Minecraft: Story Mode – Episode 1 Honours Its Source

When Minecraft: Story Mode was announced in 2014 as a collaboration between the original game’s developers Mojang, and episodic adventure experts Telltale games, the reaction was mixed. Telltale had a strong reputation, but how could Minecraft possibly fit within their relatively rigid structure? For many, the fundamental reason for enjoying Minecraft was the virtual absence of story – you proceed as you wish, without any pressure to adhere to any predefined narrative. So, with the release of Episode 1 – The Order Of The Stone – have Telltale games manage to create a fun, fresh take on Minecraft’s pre-existing world, without ruining what was so great about it in the first place?

There’s certainly a lot of love gone into this title. From the moment you load it up, everything is familiar. The music that plays evokes that of the original game’s composer, Daniel Rosenfeld, the menu system visually replicates that of Mojang’s game, and the graphics of course are here in all their blocky glory. Well, actually, that’s not quite accurate. Whilst the blocks are unmistakeably Minecraft, they have a certain softness to them – as if the game is running with a texture pack installed. Which, of course, as many Minecraft aficionados will be aware, is something you can do in the game so, even by being different, it somehow honours its source.
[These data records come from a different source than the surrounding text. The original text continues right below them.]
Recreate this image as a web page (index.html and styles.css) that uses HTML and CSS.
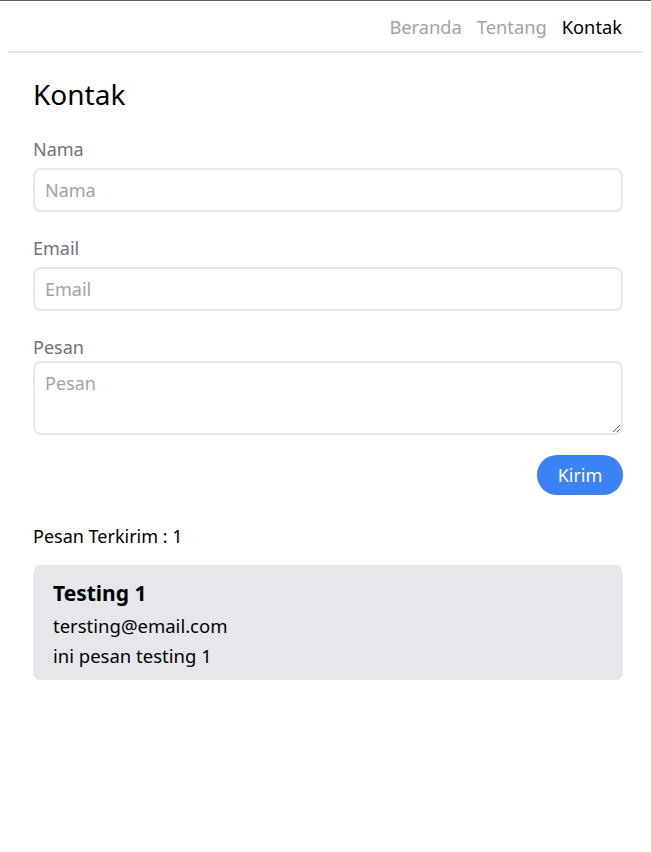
FILE: index.html
```html
<!DOCTYPE html>
<html lang="id">
<head>
<meta charset="utf-8">
<title>Kontak</title>
<link rel="stylesheet" href="styles.css">
</head>
<body>
<nav class="nav">
  <a class="nav-link" href="#">Beranda</a>
  <a class="nav-link" href="#">Tentang</a>
  <a class="nav-link active" href="#">Kontak</a>
</nav>
<main class="main">
  <h1 class="title">Kontak</h1>
  <form class="form">
    <div class="field">
      <label class="label">Nama</label>
      <input class="input" type="text" placeholder="Nama">
    </div>
    <div class="field">
      <label class="label">Email</label>
      <input class="input" type="text" placeholder="Email">
    </div>
    <div class="field field-last">
      <label class="label label-tight">Pesan</label>
      <textarea class="input textarea" placeholder="Pesan"></textarea>
    </div>
    <div class="actions">
      <button class="btn" type="button">Kirim</button>
    </div>
  </form>
  <p class="count">Pesan Terkirim : 1</p>
  <div class="card">
    <div class="card-title">Testing 1</div>
    <div class="card-line">tersting@email.com</div>
    <div class="card-line">ini pesan testing 1</div>
  </div>
</main>
</body>
</html>
```

FILE: styles.css
```css
html {
  border-top: 1px solid #5a5a5a;
}
body {
  margin: 0 8px 8px 8px;
  font-family: "Noto Sans", sans-serif;
  font-size: 18px;
  color: #111;
  background: #fff;
}
.nav {
  display: flex;
  justify-content: flex-end;
  gap: 15px;
  padding: 13px 21px 0 0;
  height: 37px;
  border-bottom: 2px solid #e5e7eb;
}
.nav-link {
  color: #9ca3af;
  text-decoration: none;
  line-height: 26px;
  font-size: 18.3px;
}
.nav-link.active {
  color: #000;
}
.main {
  padding: 0 20px 0 25px;
}
.title {
  margin: 22px 0 0 0;
  font-size: 28px;
  font-weight: 400;
  line-height: 38px;
  color: #000;
}
.form {
  margin-top: 23px;
}
.field {
  display: flex;
  flex-direction: column;
  margin-bottom: 23px;
}
.label {
  color: #6b7280;
  line-height: 26px;
  margin-bottom: 6px;
}
.label-tight {
  margin-bottom: 1px;
}
.input {
  box-sizing: border-box;
  height: 44px;
  border: 2px solid #e5e7eb;
  border-radius: 8px;
  padding: 0 10px;
  font-family: inherit;
  font-size: 18px;
  color: #111;
  outline: none;
}
.input::placeholder {
  color: #9ca3af;
}
.textarea {
  height: 74px;
  padding-top: 8px;
  resize: vertical;
}
.field-last {
  margin-bottom: 20px;
}
.actions {
  display: flex;
  justify-content: flex-end;
}
.btn {
  width: 86px;
  height: 40px;
  border: none;
  border-radius: 20px;
  background: #3b82f6;
  color: #fff;
  font-family: inherit;
  font-size: 18px;
}
.count {
  margin: 28px 0 0 0;
  line-height: 26px;
  color: #000;
}
.card {
  margin-top: 16px;
  background: #e5e7eb;
  border-radius: 8px;
  padding: 12px 20px 9px;
}
.card-title {
  font-weight: 700;
  font-size: 21px;
  line-height: 32px;
  margin-bottom: 2px;
  color: #000;
}
.card-line {
  line-height: 30px;
  color: #000;
  font-size: 18.5px;
}
```
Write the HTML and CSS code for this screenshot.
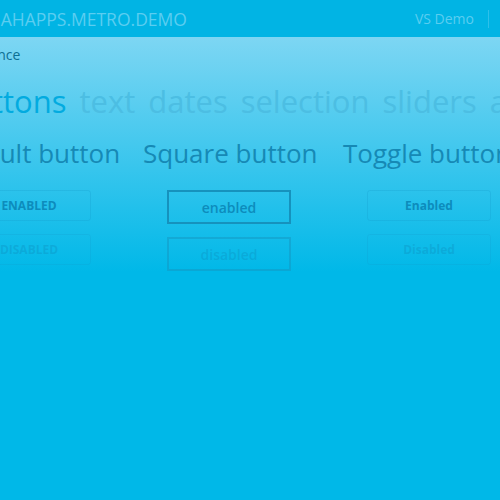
FILE: index.html
```html
<!DOCTYPE html>
<html>
<head>
<meta charset="utf-8">
<link rel="stylesheet" href="styles.css">
</head>
<body>
<div class="window">
  <header class="titlebar">
    <div class="title">MAHAPPS.METRO.DEMO</div>
    <div class="commands">
      <span class="vs">VS Demo</span>
      <span class="sep"></span>
    </div>
  </header>
  <main class="content">
    <div class="menu">Appearance</div>
    <nav class="tabs">
      <span class="tab active">buttons</span>
      <span class="tab">text</span>
      <span class="tab">dates</span>
      <span class="tab">selection</span>
      <span class="tab">sliders</span>
      <span class="tab">animations</span>
    </nav>
    <section class="columns">
      <div class="col">
        <h2 class="col-title">Default button</h2>
        <div class="col-body">
          <div class="btn btn-default">ENABLED</div>
          <div class="btn btn-default disabled">DISABLED</div>
        </div>
      </div>
      <div class="col">
        <h2 class="col-title">Square button</h2>
        <div class="col-body">
          <div class="btn btn-square">enabled</div>
          <div class="btn btn-square disabled">disabled</div>
        </div>
      </div>
      <div class="col">
        <h2 class="col-title">Toggle button</h2>
        <div class="col-body">
          <div class="btn btn-toggle">Enabled</div>
          <div class="btn btn-toggle disabled">Disabled</div>
        </div>
      </div>
    </section>
  </main>
</div>
</body>
</html>
```

FILE: styles.css
```css
* { box-sizing: border-box; }
html, body { margin: 0; padding: 0; }
body {
  width: 500px;
  height: 500px;
  overflow: hidden;
  font-family: "Open Sans", "Noto Sans", sans-serif;
  background: #00b8e8;
}
.window {
  width: 500px;
  height: 500px;
  display: flex;
  flex-direction: column;
  overflow: hidden;
}
.titlebar {
  height: 37px;
  flex: none;
  background: #01b4e4;
  display: flex;
  align-items: center;
  justify-content: space-between;
}
.title {
  margin-left: -15px;
  font-size: 17.5px;
  color: #5bcdf0;
  white-space: nowrap;
}
.commands {
  display: flex;
  align-items: center;
  gap: 14px;
  margin-right: 11px;
}
.vs {
  font-size: 14px;
  color: #5bcdf0;
}
.sep {
  width: 1px;
  height: 18px;
  background: #2ec0ea;
}
.content {
  flex: 1;
  background: linear-gradient(to bottom, #7dd6f3 0px, #00b8e8 235px, #00b8e8 100%);
  overflow: hidden;
}
.menu {
  margin: 8px 0 0 -58px;
  font-size: 14px;
  color: #0d6f93;
  height: 20px;
  white-space: nowrap;
}
.tabs {
  margin: 14px 0 0 -46px;
  display: flex;
  gap: 13px;
  white-space: nowrap;
  font-size: 31px;
  line-height: 44px;
}
.tab { color: #4cbee3; }
.tab.active { color: #02abe0; }
.columns {
  margin: 12px 0 0 -57px;
  display: flex;
}
.col {
  width: 200px;
  flex: none;
}
.col-title {
  margin: 0;
  font-weight: normal;
  font-size: 26px;
  line-height: 36px;
  color: #1689b5;
  white-space: nowrap;
}
.col-body {
  margin-top: 19px;
  padding-left: 24px;
  display: flex;
  flex-direction: column;
  gap: 13px;
}
.btn {
  width: 124px;
  height: 31px;
  display: flex;
  align-items: center;
  justify-content: center;
  font-size: 12px;
  color: #0d8cbc;
}
.btn-default, .btn-toggle {
  border: 1px solid rgba(20,150,200,0.25);
  border-radius: 3px;
  font-weight: bold;
}
.btn-square {
  height: 34px;
  border: 2px solid #1692bd;
  font-size: 14px;
  font-weight: 600;
}
.btn.disabled { color: rgba(13,140,188,0.35); border-color: rgba(20,150,200,0.2); }
.btn-square.disabled { border-color: rgba(22,146,189,0.45); }
```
Minecraft Story Mode Screenshot 2

As soon as you begin, you’ll have the chance to choose your character. Rather than attempt to impose a personality on the original’s much-loved Steve, Telltale have wisely chosen to create a new character for this quest, Jesse. Conveniently, they’ve chosen a gender-neutral name, so the game allows you to pick either Male or Female, and there’s several versions of each.

The male character is voiced by comedian Patton Oswalt, the female by Catherine Taber, whom many may recognise as Amidala in the Star Wars: Clone Wars animated series. Both voice actors do a great job and, if you just can’t decide which to go with, play it twice – the great thing about Telltale games is that, by their episodic nature, they don’t take long to play through – episode one takes a couple of hours – so you can easily pick it up and play again. We tend to go with our instincts for one and test the extremes with the other, but we know some people don’t like to play through more than once as, for some, the choices made become the narrative of the game and they like to stick with their chosen reality. Up to you! The supporting cast is quite the stellar line-up as well, although best supporting actor surely must go to Reuben the pig.

As far as the story itself goes, obviously we don’t want to say too much, as that would be like telling you the plot of a book before you read it – and, of course, you’ll have some control over your own version of this story here. The basic premise, though, is that Jesse – that’s you – is preparing for the Endercon Building Competition with friends Olivia, Axel and pet pig, Reuben. Upon arriving there, things escalate pretty quickly and before you know it you’re off on your adventure which, we’re pleased to say, is Telltale at their finest. Exactly WHAT the adventure is, we shan’t say but it’s not too much to let you know that, of course, it takes in a lot of elements you’ll be familiar with from Minecraft itself.

Minecraft Story Mode Screenshot 1

Gameplay has several elements to it, and all are familiar to regulars of Telltale’s episodic adventures. Firstly, during scripted moments, you’ll periodically need to choose the response you feel best suits your character, which will steer the conversation and narrative in different ways, and have an impact on other characters perception of you – and future behaviours. Secondly, there’ll be occasional action elements where Quick Time Events will be triggered, forcing you to test your reflexes to avoid disaster. Occasionally, you’ll have slightly more control over where your character wanders but, make no mistake, you’re definitely on-rails here. There might be several paths, and there might be different narrative outcomes but – unlike Minecraft, where you can go anywhere and do anything – here, Telltale have a clear path laid out for you, albeit one you can have an impact on.

Whether existing Minecraft fans enjoy this latest game will depend on how much they buy into the Story Mode’s approach to gameplay. If you’re willing to let go of preconceptions about what Minecraft can be, there’s an entertaining, well-written, family friendly adventure here for you to play.